REQUIRED TASK
Below are records; work out how many of their lines contain "this" and give only that number.

RECORD EXTRACTS
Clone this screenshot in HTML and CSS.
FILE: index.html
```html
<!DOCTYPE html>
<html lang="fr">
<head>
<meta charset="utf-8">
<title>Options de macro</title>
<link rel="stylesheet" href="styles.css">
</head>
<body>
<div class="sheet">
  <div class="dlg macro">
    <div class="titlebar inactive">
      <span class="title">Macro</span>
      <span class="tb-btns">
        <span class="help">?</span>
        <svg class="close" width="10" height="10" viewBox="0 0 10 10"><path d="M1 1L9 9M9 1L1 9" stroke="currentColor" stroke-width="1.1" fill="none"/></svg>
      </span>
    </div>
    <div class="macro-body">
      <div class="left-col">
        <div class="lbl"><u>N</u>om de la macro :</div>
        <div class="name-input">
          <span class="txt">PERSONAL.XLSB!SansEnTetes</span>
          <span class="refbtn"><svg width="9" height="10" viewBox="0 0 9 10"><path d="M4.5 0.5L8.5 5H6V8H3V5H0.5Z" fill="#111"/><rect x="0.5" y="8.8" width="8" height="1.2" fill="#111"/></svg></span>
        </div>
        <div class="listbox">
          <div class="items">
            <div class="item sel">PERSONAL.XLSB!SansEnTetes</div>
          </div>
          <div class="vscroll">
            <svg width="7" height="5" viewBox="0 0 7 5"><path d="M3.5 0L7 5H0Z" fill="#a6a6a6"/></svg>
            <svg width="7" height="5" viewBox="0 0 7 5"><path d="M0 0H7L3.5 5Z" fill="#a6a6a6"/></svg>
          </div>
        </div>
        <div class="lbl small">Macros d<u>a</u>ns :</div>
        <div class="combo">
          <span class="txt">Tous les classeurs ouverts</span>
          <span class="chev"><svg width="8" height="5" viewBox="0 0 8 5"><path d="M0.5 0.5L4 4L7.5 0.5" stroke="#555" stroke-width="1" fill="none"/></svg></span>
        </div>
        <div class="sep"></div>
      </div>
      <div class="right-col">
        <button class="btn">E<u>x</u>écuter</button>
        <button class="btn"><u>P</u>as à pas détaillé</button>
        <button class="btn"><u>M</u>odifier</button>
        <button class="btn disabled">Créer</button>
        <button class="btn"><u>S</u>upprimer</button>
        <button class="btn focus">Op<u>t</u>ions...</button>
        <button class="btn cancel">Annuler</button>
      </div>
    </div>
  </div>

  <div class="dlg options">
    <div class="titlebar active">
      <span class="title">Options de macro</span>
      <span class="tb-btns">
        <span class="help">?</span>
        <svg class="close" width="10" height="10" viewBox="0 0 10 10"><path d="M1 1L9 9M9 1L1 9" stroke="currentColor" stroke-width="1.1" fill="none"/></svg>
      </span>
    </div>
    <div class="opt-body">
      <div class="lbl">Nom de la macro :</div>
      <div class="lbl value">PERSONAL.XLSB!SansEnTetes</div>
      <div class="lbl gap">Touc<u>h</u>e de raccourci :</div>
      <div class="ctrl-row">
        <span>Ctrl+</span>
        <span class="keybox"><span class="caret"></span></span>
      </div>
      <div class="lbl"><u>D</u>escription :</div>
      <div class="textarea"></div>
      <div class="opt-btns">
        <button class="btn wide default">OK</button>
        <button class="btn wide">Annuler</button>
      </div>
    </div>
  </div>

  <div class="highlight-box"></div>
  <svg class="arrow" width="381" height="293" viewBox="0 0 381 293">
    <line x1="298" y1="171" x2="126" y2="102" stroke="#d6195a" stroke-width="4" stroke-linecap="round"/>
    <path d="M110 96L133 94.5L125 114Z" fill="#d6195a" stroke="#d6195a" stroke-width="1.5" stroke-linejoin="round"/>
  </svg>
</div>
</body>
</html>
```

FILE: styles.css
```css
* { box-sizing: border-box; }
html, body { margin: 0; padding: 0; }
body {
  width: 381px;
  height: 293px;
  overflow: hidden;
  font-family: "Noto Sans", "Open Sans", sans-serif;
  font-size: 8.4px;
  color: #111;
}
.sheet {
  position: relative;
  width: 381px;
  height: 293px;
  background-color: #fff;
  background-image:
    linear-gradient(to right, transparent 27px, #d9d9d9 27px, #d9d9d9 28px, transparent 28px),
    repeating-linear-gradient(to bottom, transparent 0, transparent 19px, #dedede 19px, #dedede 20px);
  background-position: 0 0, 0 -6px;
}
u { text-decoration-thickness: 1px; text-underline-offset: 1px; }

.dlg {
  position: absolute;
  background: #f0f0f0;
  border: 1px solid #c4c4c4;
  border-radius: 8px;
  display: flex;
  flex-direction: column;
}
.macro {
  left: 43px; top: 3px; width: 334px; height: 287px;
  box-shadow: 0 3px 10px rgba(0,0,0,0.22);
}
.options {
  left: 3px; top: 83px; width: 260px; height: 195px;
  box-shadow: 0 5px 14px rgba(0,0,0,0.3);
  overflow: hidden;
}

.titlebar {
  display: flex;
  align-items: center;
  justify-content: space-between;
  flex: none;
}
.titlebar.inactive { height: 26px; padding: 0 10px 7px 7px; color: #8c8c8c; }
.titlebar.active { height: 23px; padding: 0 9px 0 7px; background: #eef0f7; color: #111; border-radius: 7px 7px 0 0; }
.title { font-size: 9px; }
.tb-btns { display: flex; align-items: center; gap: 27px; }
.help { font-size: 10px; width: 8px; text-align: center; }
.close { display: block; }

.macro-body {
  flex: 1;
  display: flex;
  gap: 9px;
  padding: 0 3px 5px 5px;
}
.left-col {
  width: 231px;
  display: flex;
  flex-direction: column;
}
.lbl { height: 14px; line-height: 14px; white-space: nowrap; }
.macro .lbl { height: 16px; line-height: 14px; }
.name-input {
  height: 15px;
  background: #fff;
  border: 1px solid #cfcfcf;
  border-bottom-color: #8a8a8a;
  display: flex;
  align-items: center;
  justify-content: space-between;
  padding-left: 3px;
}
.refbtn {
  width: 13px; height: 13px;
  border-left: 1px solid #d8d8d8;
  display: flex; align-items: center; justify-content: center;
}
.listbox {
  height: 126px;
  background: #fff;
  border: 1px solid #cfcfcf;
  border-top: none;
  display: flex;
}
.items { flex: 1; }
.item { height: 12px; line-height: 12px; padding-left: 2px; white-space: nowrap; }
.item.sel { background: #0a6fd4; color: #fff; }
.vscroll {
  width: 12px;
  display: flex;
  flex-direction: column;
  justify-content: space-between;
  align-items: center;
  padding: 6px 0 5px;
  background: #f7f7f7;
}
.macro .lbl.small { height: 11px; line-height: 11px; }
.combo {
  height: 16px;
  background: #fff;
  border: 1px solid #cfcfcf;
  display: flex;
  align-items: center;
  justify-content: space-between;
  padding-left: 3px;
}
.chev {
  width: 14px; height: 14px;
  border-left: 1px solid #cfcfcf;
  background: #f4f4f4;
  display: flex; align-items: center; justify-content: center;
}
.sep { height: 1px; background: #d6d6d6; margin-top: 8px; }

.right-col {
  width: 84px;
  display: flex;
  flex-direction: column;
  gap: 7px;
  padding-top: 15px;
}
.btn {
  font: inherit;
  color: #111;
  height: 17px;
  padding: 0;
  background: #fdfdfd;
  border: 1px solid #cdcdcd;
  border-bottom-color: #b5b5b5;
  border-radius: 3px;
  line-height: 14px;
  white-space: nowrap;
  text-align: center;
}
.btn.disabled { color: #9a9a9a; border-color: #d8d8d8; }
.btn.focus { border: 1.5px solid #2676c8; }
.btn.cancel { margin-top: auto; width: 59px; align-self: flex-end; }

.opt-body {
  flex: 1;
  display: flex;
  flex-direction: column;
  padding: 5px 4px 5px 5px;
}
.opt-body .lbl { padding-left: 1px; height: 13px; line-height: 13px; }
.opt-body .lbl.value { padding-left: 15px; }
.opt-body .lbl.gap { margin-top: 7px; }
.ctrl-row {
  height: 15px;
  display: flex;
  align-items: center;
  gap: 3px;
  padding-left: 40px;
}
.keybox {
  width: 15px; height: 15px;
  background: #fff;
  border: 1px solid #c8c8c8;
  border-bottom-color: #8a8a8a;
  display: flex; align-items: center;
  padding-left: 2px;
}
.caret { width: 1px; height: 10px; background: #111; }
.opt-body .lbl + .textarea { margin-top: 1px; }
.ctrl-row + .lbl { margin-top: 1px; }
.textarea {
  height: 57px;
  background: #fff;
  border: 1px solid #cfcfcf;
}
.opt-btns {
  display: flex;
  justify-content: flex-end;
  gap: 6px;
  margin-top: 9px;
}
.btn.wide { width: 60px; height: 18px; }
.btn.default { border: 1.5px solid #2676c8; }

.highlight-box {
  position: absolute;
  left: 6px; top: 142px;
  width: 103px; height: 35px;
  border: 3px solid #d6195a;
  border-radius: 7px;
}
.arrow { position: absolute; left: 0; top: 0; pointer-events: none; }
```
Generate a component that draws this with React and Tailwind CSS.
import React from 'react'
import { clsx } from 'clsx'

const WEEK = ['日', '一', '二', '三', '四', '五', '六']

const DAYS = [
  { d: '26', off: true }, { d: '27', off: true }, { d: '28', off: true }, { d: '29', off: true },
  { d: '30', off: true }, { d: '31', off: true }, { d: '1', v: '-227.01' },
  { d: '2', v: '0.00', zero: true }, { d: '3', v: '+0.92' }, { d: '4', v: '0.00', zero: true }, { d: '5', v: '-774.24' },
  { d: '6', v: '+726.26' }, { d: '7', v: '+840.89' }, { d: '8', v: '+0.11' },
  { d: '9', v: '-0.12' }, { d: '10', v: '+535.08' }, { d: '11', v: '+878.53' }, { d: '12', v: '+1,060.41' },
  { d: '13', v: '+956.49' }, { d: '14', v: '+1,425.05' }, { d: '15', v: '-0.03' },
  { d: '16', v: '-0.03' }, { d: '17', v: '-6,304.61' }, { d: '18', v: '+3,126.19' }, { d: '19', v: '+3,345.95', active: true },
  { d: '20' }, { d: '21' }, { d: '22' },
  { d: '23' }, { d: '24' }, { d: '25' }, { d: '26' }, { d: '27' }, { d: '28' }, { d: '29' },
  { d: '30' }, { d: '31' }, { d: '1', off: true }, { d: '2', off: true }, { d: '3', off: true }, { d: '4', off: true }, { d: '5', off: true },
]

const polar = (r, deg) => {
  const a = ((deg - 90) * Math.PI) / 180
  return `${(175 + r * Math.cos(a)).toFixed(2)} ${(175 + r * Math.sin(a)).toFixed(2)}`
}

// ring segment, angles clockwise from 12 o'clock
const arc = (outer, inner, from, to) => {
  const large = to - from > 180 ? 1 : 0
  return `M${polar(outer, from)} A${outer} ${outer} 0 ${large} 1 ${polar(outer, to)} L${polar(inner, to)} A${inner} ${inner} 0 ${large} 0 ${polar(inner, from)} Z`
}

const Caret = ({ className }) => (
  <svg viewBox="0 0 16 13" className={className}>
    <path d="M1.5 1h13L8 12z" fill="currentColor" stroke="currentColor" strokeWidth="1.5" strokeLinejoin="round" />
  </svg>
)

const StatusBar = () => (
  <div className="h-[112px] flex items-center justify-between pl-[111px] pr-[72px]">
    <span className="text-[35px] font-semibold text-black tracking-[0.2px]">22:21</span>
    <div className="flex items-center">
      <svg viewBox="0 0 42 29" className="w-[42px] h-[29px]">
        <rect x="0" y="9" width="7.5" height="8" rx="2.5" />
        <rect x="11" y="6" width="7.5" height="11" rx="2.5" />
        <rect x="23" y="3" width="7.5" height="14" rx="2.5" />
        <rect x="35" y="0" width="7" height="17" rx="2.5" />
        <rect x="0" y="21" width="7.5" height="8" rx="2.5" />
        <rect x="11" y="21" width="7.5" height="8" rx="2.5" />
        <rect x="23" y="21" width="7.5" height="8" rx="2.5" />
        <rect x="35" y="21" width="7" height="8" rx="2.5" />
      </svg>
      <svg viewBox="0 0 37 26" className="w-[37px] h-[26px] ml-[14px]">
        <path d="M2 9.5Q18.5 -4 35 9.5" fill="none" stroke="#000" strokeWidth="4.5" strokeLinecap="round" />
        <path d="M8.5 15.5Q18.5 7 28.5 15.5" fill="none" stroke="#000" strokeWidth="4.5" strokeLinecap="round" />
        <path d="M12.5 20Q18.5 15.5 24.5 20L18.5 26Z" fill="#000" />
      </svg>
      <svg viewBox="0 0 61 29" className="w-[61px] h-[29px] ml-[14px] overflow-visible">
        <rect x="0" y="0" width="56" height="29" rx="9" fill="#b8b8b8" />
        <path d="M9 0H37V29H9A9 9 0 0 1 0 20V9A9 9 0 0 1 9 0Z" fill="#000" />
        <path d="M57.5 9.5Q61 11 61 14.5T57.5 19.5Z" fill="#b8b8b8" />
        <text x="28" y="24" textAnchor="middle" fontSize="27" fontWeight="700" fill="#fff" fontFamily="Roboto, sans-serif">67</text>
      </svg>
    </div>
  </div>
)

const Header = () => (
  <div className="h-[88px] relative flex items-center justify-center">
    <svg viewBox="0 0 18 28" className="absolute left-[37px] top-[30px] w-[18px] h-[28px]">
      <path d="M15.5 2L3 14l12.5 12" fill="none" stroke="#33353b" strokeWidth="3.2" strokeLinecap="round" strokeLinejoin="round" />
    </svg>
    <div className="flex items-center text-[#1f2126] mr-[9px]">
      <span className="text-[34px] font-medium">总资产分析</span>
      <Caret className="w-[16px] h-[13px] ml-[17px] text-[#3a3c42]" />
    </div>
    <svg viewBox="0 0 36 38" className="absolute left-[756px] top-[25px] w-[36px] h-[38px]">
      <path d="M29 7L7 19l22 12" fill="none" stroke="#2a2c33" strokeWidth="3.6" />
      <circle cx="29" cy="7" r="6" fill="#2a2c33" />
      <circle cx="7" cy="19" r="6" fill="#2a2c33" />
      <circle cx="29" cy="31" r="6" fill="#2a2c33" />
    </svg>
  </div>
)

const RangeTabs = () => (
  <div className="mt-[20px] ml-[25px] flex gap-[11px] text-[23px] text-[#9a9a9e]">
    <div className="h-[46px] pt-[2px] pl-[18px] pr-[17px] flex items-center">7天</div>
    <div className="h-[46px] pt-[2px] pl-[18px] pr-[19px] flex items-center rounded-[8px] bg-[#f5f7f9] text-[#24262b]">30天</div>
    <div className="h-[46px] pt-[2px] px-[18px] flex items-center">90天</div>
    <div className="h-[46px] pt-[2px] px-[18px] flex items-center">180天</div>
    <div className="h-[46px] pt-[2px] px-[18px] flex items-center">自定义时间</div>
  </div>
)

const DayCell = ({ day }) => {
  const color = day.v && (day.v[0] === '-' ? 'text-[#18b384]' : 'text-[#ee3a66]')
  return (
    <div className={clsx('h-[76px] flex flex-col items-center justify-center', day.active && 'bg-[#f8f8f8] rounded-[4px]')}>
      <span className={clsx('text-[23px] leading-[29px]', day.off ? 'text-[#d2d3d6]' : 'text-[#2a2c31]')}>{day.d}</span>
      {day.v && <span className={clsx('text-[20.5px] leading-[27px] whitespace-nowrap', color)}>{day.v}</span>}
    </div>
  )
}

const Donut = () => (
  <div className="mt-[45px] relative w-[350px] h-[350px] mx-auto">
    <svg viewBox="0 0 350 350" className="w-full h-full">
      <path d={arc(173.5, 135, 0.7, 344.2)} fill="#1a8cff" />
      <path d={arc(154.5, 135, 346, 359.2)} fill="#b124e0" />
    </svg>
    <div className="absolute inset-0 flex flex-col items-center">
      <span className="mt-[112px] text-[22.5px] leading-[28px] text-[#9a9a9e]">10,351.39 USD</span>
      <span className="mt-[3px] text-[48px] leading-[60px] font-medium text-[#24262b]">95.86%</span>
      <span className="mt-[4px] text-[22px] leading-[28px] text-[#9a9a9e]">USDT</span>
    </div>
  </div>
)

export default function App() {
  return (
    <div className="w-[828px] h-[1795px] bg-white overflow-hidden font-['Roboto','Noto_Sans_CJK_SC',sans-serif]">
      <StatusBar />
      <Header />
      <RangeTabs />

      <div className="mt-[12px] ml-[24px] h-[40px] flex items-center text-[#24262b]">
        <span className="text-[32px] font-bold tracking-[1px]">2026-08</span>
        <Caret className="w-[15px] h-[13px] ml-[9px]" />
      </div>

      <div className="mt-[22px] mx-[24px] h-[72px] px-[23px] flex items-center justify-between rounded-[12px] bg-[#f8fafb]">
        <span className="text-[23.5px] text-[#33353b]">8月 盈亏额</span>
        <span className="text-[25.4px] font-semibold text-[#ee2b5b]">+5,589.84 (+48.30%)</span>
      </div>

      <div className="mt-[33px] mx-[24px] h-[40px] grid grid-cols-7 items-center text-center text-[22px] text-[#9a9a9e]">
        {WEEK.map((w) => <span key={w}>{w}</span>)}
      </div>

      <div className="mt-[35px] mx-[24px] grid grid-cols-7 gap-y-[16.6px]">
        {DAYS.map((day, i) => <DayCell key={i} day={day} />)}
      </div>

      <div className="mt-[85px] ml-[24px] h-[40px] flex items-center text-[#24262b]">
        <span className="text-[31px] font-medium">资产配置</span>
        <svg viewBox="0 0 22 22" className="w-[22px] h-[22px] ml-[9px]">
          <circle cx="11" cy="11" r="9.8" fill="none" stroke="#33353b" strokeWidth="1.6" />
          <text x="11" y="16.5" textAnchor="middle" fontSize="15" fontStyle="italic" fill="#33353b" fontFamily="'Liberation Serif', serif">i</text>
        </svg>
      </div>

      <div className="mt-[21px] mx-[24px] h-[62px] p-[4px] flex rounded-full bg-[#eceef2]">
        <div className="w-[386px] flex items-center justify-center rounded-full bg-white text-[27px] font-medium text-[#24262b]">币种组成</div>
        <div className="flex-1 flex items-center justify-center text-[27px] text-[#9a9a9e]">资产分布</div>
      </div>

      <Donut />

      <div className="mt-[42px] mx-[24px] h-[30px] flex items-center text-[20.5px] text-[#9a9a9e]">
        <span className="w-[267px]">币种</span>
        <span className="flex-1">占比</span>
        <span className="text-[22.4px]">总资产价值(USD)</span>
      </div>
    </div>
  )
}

FINAL RESULT
2